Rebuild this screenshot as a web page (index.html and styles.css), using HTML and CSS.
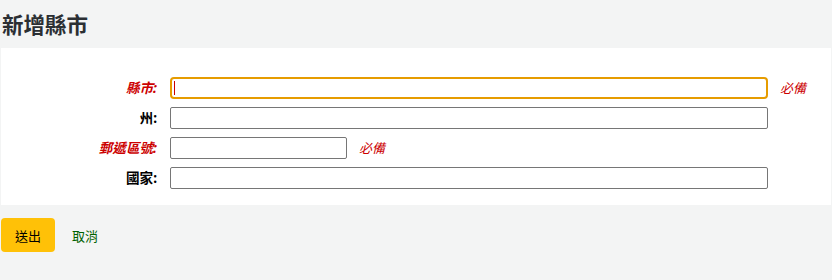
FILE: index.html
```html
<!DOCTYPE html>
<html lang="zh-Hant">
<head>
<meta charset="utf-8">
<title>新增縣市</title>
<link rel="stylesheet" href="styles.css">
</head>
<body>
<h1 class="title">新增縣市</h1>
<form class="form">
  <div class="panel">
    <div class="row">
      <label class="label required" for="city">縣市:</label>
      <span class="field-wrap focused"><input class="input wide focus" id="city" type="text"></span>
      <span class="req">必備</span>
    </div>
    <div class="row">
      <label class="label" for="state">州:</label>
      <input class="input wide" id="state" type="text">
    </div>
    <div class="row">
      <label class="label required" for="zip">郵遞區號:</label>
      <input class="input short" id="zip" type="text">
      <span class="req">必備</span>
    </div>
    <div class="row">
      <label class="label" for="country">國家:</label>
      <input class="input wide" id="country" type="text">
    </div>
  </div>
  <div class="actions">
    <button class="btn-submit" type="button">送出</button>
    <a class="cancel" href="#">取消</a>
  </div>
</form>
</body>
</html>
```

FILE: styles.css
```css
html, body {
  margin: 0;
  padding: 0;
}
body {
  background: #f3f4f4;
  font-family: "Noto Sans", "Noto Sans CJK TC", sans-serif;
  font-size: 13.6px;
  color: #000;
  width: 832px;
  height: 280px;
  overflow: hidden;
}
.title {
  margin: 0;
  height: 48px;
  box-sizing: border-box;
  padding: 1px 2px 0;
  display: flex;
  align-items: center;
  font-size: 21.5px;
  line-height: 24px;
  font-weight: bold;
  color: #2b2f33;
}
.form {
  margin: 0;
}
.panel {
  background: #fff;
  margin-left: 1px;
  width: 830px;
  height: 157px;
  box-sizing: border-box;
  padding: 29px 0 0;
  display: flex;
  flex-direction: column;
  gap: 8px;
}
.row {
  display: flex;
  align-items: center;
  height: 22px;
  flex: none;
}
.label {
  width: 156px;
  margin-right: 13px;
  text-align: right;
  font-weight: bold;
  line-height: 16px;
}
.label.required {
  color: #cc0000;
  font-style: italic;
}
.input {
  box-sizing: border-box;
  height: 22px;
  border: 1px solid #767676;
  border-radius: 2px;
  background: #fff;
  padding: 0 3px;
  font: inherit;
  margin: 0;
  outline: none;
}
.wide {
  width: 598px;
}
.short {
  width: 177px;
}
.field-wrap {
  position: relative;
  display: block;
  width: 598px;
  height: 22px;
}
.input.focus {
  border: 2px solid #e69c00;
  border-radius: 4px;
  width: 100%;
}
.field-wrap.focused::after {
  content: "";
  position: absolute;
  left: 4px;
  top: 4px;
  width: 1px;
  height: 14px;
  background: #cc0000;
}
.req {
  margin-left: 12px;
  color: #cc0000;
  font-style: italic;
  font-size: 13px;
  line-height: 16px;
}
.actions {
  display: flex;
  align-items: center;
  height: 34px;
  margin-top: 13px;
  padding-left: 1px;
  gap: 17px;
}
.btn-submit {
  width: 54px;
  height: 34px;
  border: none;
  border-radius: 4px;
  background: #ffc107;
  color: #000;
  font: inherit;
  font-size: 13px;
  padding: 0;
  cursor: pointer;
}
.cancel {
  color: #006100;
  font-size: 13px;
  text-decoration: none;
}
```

========================================

#### Requirement
Your task is to repeat the material above exactly, without its pictures.

#### Result for this exercise
Rebuild this screenshot as a web page (index.html and styles.css), using HTML and CSS.
FILE: index.html
```html
<!DOCTYPE html>
<html lang="zh-Hant">
<head>
<meta charset="utf-8">
<title>新增縣市</title>
<link rel="stylesheet" href="styles.css">
</head>
<body>
<h1 class="title">新增縣市</h1>
<form class="form">
  <div class="panel">
    <div class="row">
      <label class="label required" for="city">縣市:</label>
      <span class="field-wrap focused"><input class="input wide focus" id="city" type="text"></span>
      <span class="req">必備</span>
    </div>
    <div class="row">
      <label class="label" for="state">州:</label>
      <input class="input wide" id="state" type="text">
    </div>
    <div class="row">
      <label class="label required" for="zip">郵遞區號:</label>
      <input class="input short" id="zip" type="text">
      <span class="req">必備</span>
    </div>
    <div class="row">
      <label class="label" for="country">國家:</label>
      <input class="input wide" id="country" type="text">
    </div>
  </div>
  <div class="actions">
    <button class="btn-submit" type="button">送出</button>
    <a class="cancel" href="#">取消</a>
  </div>
</form>
</body>
</html>
```

FILE: styles.css
```css
html, body {
  margin: 0;
  padding: 0;
}
body {
  background: #f3f4f4;
  font-family: "Noto Sans", "Noto Sans CJK TC", sans-serif;
  font-size: 13.6px;
  color: #000;
  width: 832px;
  height: 280px;
  overflow: hidden;
}
.title {
  margin: 0;
  height: 48px;
  box-sizing: border-box;
  padding: 1px 2px 0;
  display: flex;
  align-items: center;
  font-size: 21.5px;
  line-height: 24px;
  font-weight: bold;
  color: #2b2f33;
}
.form {
  margin: 0;
}
.panel {
  background: #fff;
  margin-left: 1px;
  width: 830px;
  height: 157px;
  box-sizing: border-box;
  padding: 29px 0 0;
  display: flex;
  flex-direction: column;
  gap: 8px;
}
.row {
  display: flex;
  align-items: center;
  height: 22px;
  flex: none;
}
.label {
  width: 156px;
  margin-right: 13px;
  text-align: right;
  font-weight: bold;
  line-height: 16px;
}
.label.required {
  color: #cc0000;
  font-style: italic;
}
.input {
  box-sizing: border-box;
  height: 22px;
  border: 1px solid #767676;
  border-radius: 2px;
  background: #fff;
  padding: 0 3px;
  font: inherit;
  margin: 0;
  outline: none;
}
.wide {
  width: 598px;
}
.short {
  width: 177px;
}
.field-wrap {
  position: relative;
  display: block;
  width: 598px;
  height: 22px;
}
.input.focus {
  border: 2px solid #e69c00;
  border-radius: 4px;
  width: 100%;
}
.field-wrap.focused::after {
  content: "";
  position: absolute;
  left: 4px;
  top: 4px;
  width: 1px;
  height: 14px;
  background: #cc0000;
}
.req {
  margin-left: 12px;
  color: #cc0000;
  font-style: italic;
  font-size: 13px;
  line-height: 16px;
}
.actions {
  display: flex;
  align-items: center;
  height: 34px;
  margin-top: 13px;
  padding-left: 1px;
  gap: 17px;
}
.btn-submit {
  width: 54px;
  height: 34px;
  border: none;
  border-radius: 4px;
  background: #ffc107;
  color: #000;
  font: inherit;
  font-size: 13px;
  padding: 0;
  cursor: pointer;
}
.cancel {
  color: #006100;
  font-size: 13px;
  text-decoration: none;
}
```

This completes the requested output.